This is a fairly heavy and extremely late example of a pin-connected pony truss bridge. So late in fact that normally HistoricBridges.org would dismiss a 1923 construction date for a pin-connected truss. However, Vincennes Bridge Company was one of only a couple companies that actually does appear to have built pin connected trusses into the 1920s, although it is unclear why.
Information and Findings From DHPA Historic Bridge Survey
Bridge History and Significance
In the early 1880s, E. B. Martindale of Indianapolis came to Greene County for duck shooting in its swamps. Soon he speculated on the 4,000 acres of four-mile marsh and promoted their drainage through steam-driven dredging. Out of his investment came a handsome and exceedingly fertile farm serviced by roads on lands once four to six feet under water. A number of these roads needed to be bridged over the deep and wide ditches that made Martindale his fortune. In September 1893, George M. Notter was paid $123.45 and $136.40 "for repairing the abutment" on a bridge over Four-Mile Ditch on the Lyons and Bloomfield Gravel Road. In 1923, the commissioners planned to build four structures over Four-mile ditch. The county council, however, appropriated money for only two, including the structure south of Switz City near the Martindale farm. The county's appointed engineer, L. H. Parker, estimated the cost of this bridge at $4,660. The Vincennes Bridge Company bid $8,484 total for the two.

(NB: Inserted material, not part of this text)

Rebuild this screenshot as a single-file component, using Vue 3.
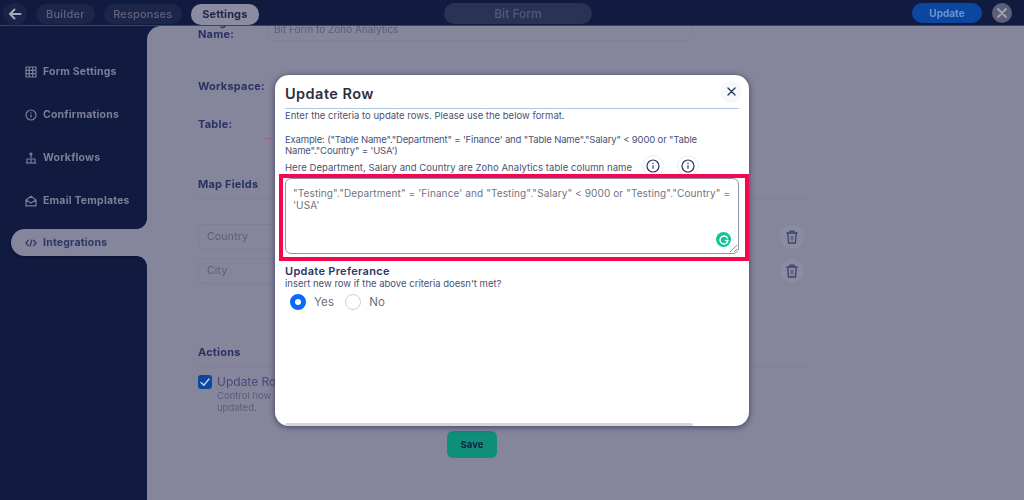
<script setup>
const navItems = [
  { label: 'Form Settings', icon: 'grid' },
  { label: 'Confirmations', icon: 'info' },
  { label: 'Workflows', icon: 'flow' },
  { label: 'Email Templates', icon: 'mail' },
  { label: 'Integrations', icon: 'code', active: true }
]
const mapRows = ['Country', 'City']
</script>

<template>
  <div class="page">
    <div class="backdrop">
      <header class="topbar">
        <div class="tabs">
          <button class="back">
            <svg width="14" height="14" viewBox="0 0 14 14" fill="none" stroke="currentColor" stroke-width="2" stroke-linecap="round" stroke-linejoin="round"><path d="M12.5 7H2M6.5 2.5 2 7l4.500 4.500" /></svg>
          </button>
          <span class="tab">Builder</span>
          <span class="tab responses">Responses</span>
          <span class="tab active">Settings</span>
        </div>
        <div class="title-pill">Bit Form</div>
        <div class="top-actions">
          <span class="update">Update</span>
          <span class="top-close">
            <svg width="10" height="10" viewBox="0 0 10 10" stroke="currentColor" stroke-width="1.800" stroke-linecap="round"><path d="M1 1l8 8M9 1l-8 8" /></svg>
          </span>
        </div>
      </header>

      <div class="body">
        <nav class="sidebar">
          <a v-for="item in navItems" :key="item.label" class="nav-item" :class="{ on: item.active }">
            <svg class="nav-icon" width="12" height="12" viewBox="0 0 12 12" fill="none" stroke="currentColor" stroke-width="1.200">
              <template v-if="item.icon === 'grid'">
                <path d="M1 1h10v10H1zM4.300 1v10M7.700 1v10M1 4.300h10M1 7.700h10" />
              </template>
              <template v-else-if="item.icon === 'info'">
                <circle cx="6" cy="6" r="5" />
                <path d="M6 5.500v3M6 3.200v1" />
              </template>
              <template v-else-if="item.icon === 'flow'">
                <path d="M6 1v5M2 11V7h8v4M6 7v4" />
                <circle cx="6" cy="2" r="1" />
                <path d="M.8 11h10.400" />
              </template>
              <template v-else-if="item.icon === 'mail'">
                <path d="M1 5 6 1.200 11 5v5.800H1zM1 5l5 3 5-3" />
              </template>
              <template v-else>
                <path d="M3.500 3 1 6l2.500 3M8.500 3 11 6 8.500 9M7 2.500 5 9.500" />
              </template>
            </svg>
            {{ item.label }}
          </a>
        </nav>

        <main class="content">
          <div class="name-row">
            <span class="label name-label"><span class="clipped">Integration</span>Name:</span>
            <span class="name-input">Bit Form to Zoho Analytics</span>
          </div>
          <div class="label workspace">Workspace:</div>
          <div class="label table-row">Table:<span class="red-dash"></span></div>
          <div class="section map-title">Map Fields</div>
          <div class="map-rows">
            <div v-for="row in mapRows" :key="row" class="map-row">
              <span class="map-input">{{ row }}</span>
              <span class="trash">
                <svg width="12" height="14" viewBox="0 0 12 14" fill="none" stroke="currentColor" stroke-width="1.300"><path d="M.5 3h11M4 3V1.200h4V3M1.800 3l.7 10h7l.7-10" /><path d="M4.500 6h3v4.500h-3z" fill="currentColor" stroke="none" opacity=".5" /></svg>
              </span>
            </div>
          </div>
          <div class="section actions-title">Actions</div>
          <div class="action">
            <span class="check">
              <svg width="12" height="12" viewBox="0 0 12 12" fill="none" stroke="#b9c8ea" stroke-width="1.600" stroke-linecap="round" stroke-linejoin="round"><path d="M2 6.500 4.800 9.200 10 3" /></svg>
            </span>
            <div>
              <div class="action-title">Update Row</div>
              <div class="action-note">Control how rows are<br>updated.</div>
            </div>
          </div>
          <span class="save">Save</span>
        </main>
      </div>
    </div>

    <section class="modal">
      <div class="modal-head">
        <h2>Update Row</h2>
        <span class="modal-close">
          <svg width="9" height="9" viewBox="0 0 9 9" stroke="#26305a" stroke-width="1.300" stroke-linecap="round"><path d="M1 1l7 7M8 1 1 8" /></svg>
        </span>
      </div>
      <p class="intro">Enter the criteria to update rows. Please use the below format.</p>
      <p class="example">Example: ("Table Name"."Department" = 'Finance' and "Table Name"."Salary" &lt; 9000 or "Table Name"."Country" = 'USA')</p>
      <div class="here">
        <span>Here Department, Salary and Country are Zoho Analytics table column name</span>
        <span class="info-btn first">
          <svg width="14" height="14" viewBox="0 0 14 14" fill="none" stroke="#2a3466" stroke-width="1.200"><circle cx="7" cy="7" r="6" /><path d="M7 6.300v3.500M7 3.800v1.200" /></svg>
        </span>
        <span class="info-btn">
          <svg width="14" height="14" viewBox="0 0 14 14" fill="none" stroke="#2a3466" stroke-width="1.200"><circle cx="7" cy="7" r="6" /><path d="M7 6.300v3.500M7 3.800v1.200" /></svg>
        </span>
      </div>
      <div class="highlight">
        <div class="criteria">
          "Testing"."Department" = 'Finance' and "Testing"."Salary" &lt; 9000 or "Testing"."Country" = 'USA'
          <span class="grammarly">
            <svg width="10" height="10" viewBox="0 0 10 10" fill="none" stroke="#fff" stroke-width="1.400" stroke-linecap="round"><path d="M8.500 3A4 4 0 1 0 9 5.500H6.500" /></svg>
          </span>
          <svg class="grip" width="8" height="8" viewBox="0 0 8 8" stroke="#8f8f9c" stroke-width="1"><path d="M1 8l7-7M5 8l3-3" /></svg>
        </div>
      </div>
      <h3>Update Preferance</h3>
      <p class="hint">insert new row if the above criteria doesn't met?</p>
      <div class="radios">
        <span class="radio checked"></span><span class="radio-text yes">Yes</span>
        <span class="radio"></span><span class="radio-text">No</span>
      </div>
      <div class="scrollbar"></div>
    </section>
  </div>
</template>

<style>
html, body { margin: 0; background: #85859c; }
</style>

<style scoped>
* { box-sizing: border-box; }
.page {
  position: relative;
  width: 1024px;
  height: 500px;
  overflow: hidden;
  font-family: Inter, "Liberation Sans", sans-serif;
  background: #85859c;
}
.backdrop {
  display: flex;
  flex-direction: column;
  height: 500px;
  filter: blur(0.7px);
}
.topbar {
  height: 26px;
  flex: none;
  background: #111b3f;
  display: flex;
  align-items: flex-start;
  justify-content: space-between;
  border-bottom: 1px solid #3a4163;
  position: relative;
}
.tabs { display: flex; align-items: center; gap: 9px; padding: 3px 0 0 3px; }
.back {
  width: 24px; height: 22px; border: 0; padding: 0; border-radius: 50%;
  background: #1a2448; color: #a7a9bb; display: flex; align-items: center; justify-content: center;
}
.tab {
  height: 20px; padding: 0 10px; border-radius: 10px; background: #1c2648;
  color: #5c6483; font-size: 11px; font-weight: 500; line-height: 20px; letter-spacing: .25px;
}
.tab.responses { color: #62607f; padding: 0 9.500px; letter-spacing: .15px; }
.tab.active {
  height: 21px; line-height: 21px; background: #8b8ba1; color: #1f2748; font-weight: 700; padding: 0 11.500px; letter-spacing: .1px;
}
.title-pill {
  position: absolute; left: 444px; top: 3px; width: 148px; height: 21px; border-radius: 11px;
  background: #2b3354; color: #525a7c; font-size: 12px; line-height: 21px; text-align: center; font-weight: 500;
}
.top-actions { display: flex; align-items: center; gap: 10px; padding: 3px 12px 0 0; }
.update {
  width: 70px; height: 20px; border-radius: 10px; background: #0b47a1; color: #6f93cf;
  font-size: 10px; font-weight: 700; line-height: 20px; text-align: center;
}
.top-close {
  width: 20px; height: 20px; border-radius: 50%; background: #5c5f78; color: #a2a4b4;
  display: flex; align-items: center; justify-content: center;
}
.body { flex: 1; display: flex; background: #111b3f; min-height: 0; }
.sidebar {
  width: 147px; flex: none; padding: 32px 0 0 11px; display: flex; flex-direction: column; gap: 16px;
}
.nav-item {
  position: relative; height: 27px; display: flex; align-items: center; gap: 6px; padding-left: 14px;
  border-radius: 14px 0 0 14px; color: #7b7f98; font-size: 10.500px; font-weight: 700; letter-spacing: .2px;
}
.nav-icon { flex: none; }
.nav-item.on { background: #85859c; color: #2e3763; margin-top: -1px; box-shadow: -1px 1px 2px #0b1230; }
.nav-item.on::before, .nav-item.on::after {
  content: ""; position: absolute; right: 0; width: 10px; height: 10px;
}
.nav-item.on::before { top: -10px; background: radial-gradient(circle at 0 0, #111b3f 9.500px, #85859c 10px); }
.nav-item.on::after { bottom: -10px; background: radial-gradient(circle at 0 100%, #111b3f 9.500px, #85859c 10px); }
.content {
  position: relative; flex: 1; background: #85859c; border-top-left-radius: 14px; padding-left: 51px; overflow: hidden; min-width: 0;
}
.label { color: #2a325f; font-size: 11px; font-weight: 700; letter-spacing: .2px; }
.name-row { display: flex; align-items: flex-start; height: 31px; margin-top: -10px; }
.name-label { display: block; width: 69px; line-height: 12px; }
.clipped { display: block; }
.name-input {
  width: 425px; height: 21px; border: 1px solid #80809a; border-radius: 6px; margin-top: 4px;
  padding: 0 6px; color: #5a5d7a; font-size: 10px; line-height: 17px;
}
.workspace { margin-top: 32px; line-height: 14px; }
.table-row { margin-top: 24px; line-height: 14px; position: relative; }
.red-dash { position: absolute; left: 68px; top: 21px; width: 6px; height: 1px; background: #a06078; }
.section { color: #2a325f; font-size: 11px; font-weight: 700; letter-spacing: .2px; border-bottom: 1px solid #7e7e96; width: 610px; padding-bottom: 7px; }
.map-title { margin-top: 46px; line-height: 14px; }
.map-rows { display: flex; flex-direction: column; gap: 8px; margin-top: 25px; }
.map-row { display: flex; align-items: center; justify-content: space-between; width: 610px; padding-right: 4px; }
.map-input {
  width: 200px; height: 26px; border: 1px solid #7f7f97; border-radius: 6px; padding-left: 8px;
  color: #5a5d7a; font-size: 10.500px; line-height: 24px; letter-spacing: .2px;
}
.trash {
  width: 24px; height: 24px; border-radius: 50%; background: #8b8ba1; color: #3c4468;
  display: flex; align-items: center; justify-content: center;
}
.actions-title { margin-top: 61px; line-height: 14px; }
.action { display: flex; gap: 5px; margin-top: 8px; }
.check {
  width: 14px; height: 14px; flex: none; border-radius: 3px; background: #0b47a1; display: flex; align-items: center; justify-content: center;
}
.action-title { color: #4a4a78; font-size: 12px; line-height: 14px; }
.action-note { color: #5a5d7a; font-size: 9.500px; line-height: 12px; margin-top: 1px; }
.save {
  position: absolute; left: 300px; top: 405px; width: 50px; height: 27px; border-radius: 6px; background: #0f8f79;
  color: #10204a; font-size: 9.500px; font-weight: 700; line-height: 27px; text-align: center;
}
.modal {
  position: absolute; left: 275px; top: 75px; width: 474px; height: 351px; background: #fff; border-radius: 14px;
  box-shadow: 0 1px 6px rgba(15, 20, 50, .6); padding: 0 10px; color: #4a5273; overflow: hidden;
}
.modal-head {
  height: 34px; border-bottom: 1px solid #a9c8ea; display: flex; align-items: center; justify-content: space-between;
}
.modal-head h2 { margin: 0; font-size: 14.500px; font-weight: 600; color: #2c2e3d; letter-spacing: .45px; padding-top: 4px; }
.modal-close {
  width: 22px; height: 22px; border-radius: 50%; background: #f7f8fa; display: flex; align-items: center; justify-content: center;
  margin: 0 -3px 0 0;
}
p { margin: 0; }
.intro { font-size: 9.500px; line-height: 12px; margin-top: 1px; }
.example { font-size: 9.500px; line-height: 11px; margin-top: 12px; letter-spacing: -.16px; }
.here { display: flex; align-items: center; height: 20px; font-size: 9.500px; margin-top: 1px; white-space: nowrap; position: relative; letter-spacing: .05px; }
.info-btn {
  position: absolute; top: -1px; width: 20px; height: 20px; border-radius: 50%; background: #fff; box-shadow: 0 0 2px rgba(60, 70, 110, .25);
  display: flex; align-items: center; justify-content: center;
}
.info-btn.first { left: 358px; }
.info-btn:not(.first) { left: 393px; }
.highlight {
  position: relative; z-index: 1;
  margin: -3px -10px 0 -6px; border: 4px solid #f5074f; height: 87px; padding: 0 6px 0 2px;
  background: #fff;
}
.criteria {
  position: relative; height: 76px; border: 1px solid #9090b0; border-radius: 6px; padding: 8px 7px 6px;
  font-size: 10px; line-height: 12px; color: #70737f; letter-spacing: .11px;
}
.grammarly {
  position: absolute; right: 7px; bottom: 6px; width: 15px; height: 15px; border-radius: 50%; background: #15c39a;
  display: flex; align-items: center; justify-content: center;
}
.grip { position: absolute; right: 1px; bottom: 1px; }
h3 { margin: 4px 0 0; font-size: 11px; line-height: 13px; font-weight: 600; color: #2c3566; letter-spacing: .3px; }
.hint { font-size: 9.500px; line-height: 11px; }
.radios { display: flex; align-items: center; margin: 4px 0 0 5px; height: 17px; }
.radio { width: 16px; height: 16px; border-radius: 50%; border: 1px solid #cfd0d6; flex: none; }
.radio.checked { border: 5px solid #0a6bfa; background: #fff; }
.radio-text { margin-left: 8px; font-size: 11.500px; color: #6c6f80; letter-spacing: .15px; }
.radio-text.yes { margin-right: 11px; }
.scrollbar { position: absolute; left: 10px; bottom: 0; width: 408px; height: 3px; background: #d6d6da; border-radius: 2px; }
</style>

The pin-connected, full-hip Pratt pony-truss span rests upon concrete abutments and wingwalls. The 86-ft. structure is subdivided into five panels by verticals made from pairs of laced angles with pin plates riveted to the backs of the angles at top and bottom. A pair of channels with a cover plate riveted above and battens below supplies the top chord. Lower chord and outer diagonal members consist of a pair of die-forged eyebars. Pairs of cylindrical rods with turnbuckles provide the center panel's diagonals and counters. Rolled I floor-beams, riveted to angles which are in turn bolted to pin plates, carry the steel stringers and concrete deck with its 15-ft. 8-in. roadway. A pair of channels with occasional angle posts line the trusses and extend to the ends of the endposts. The Vincennes Bridge Company used a rather old-fashioned but nonetheless quite functional general design for a bridge to service the farm of a man who revolutionized the county's agriculture. The bridge retains all its original and unadorned members. SELECT status.
References Butler, Fairman & Seufert, Inc. Bridge Inspection Report: Greene County (Indianapolis, 1974). M.W., Inc. Bridge Reinspection Report: Greene County (Indianapolis, 1978). United Consulting Engineers, Inc. Bridge Reinspection Report: Greene County (Indianapolis, 1981). "A Lesson in Drainage," The Bloomfield Democrat, 2 February 1894: 1. Greene County, "Commissioners Record," Q: 146, 155; "Commissioners Docket," 17: 159-161, 166.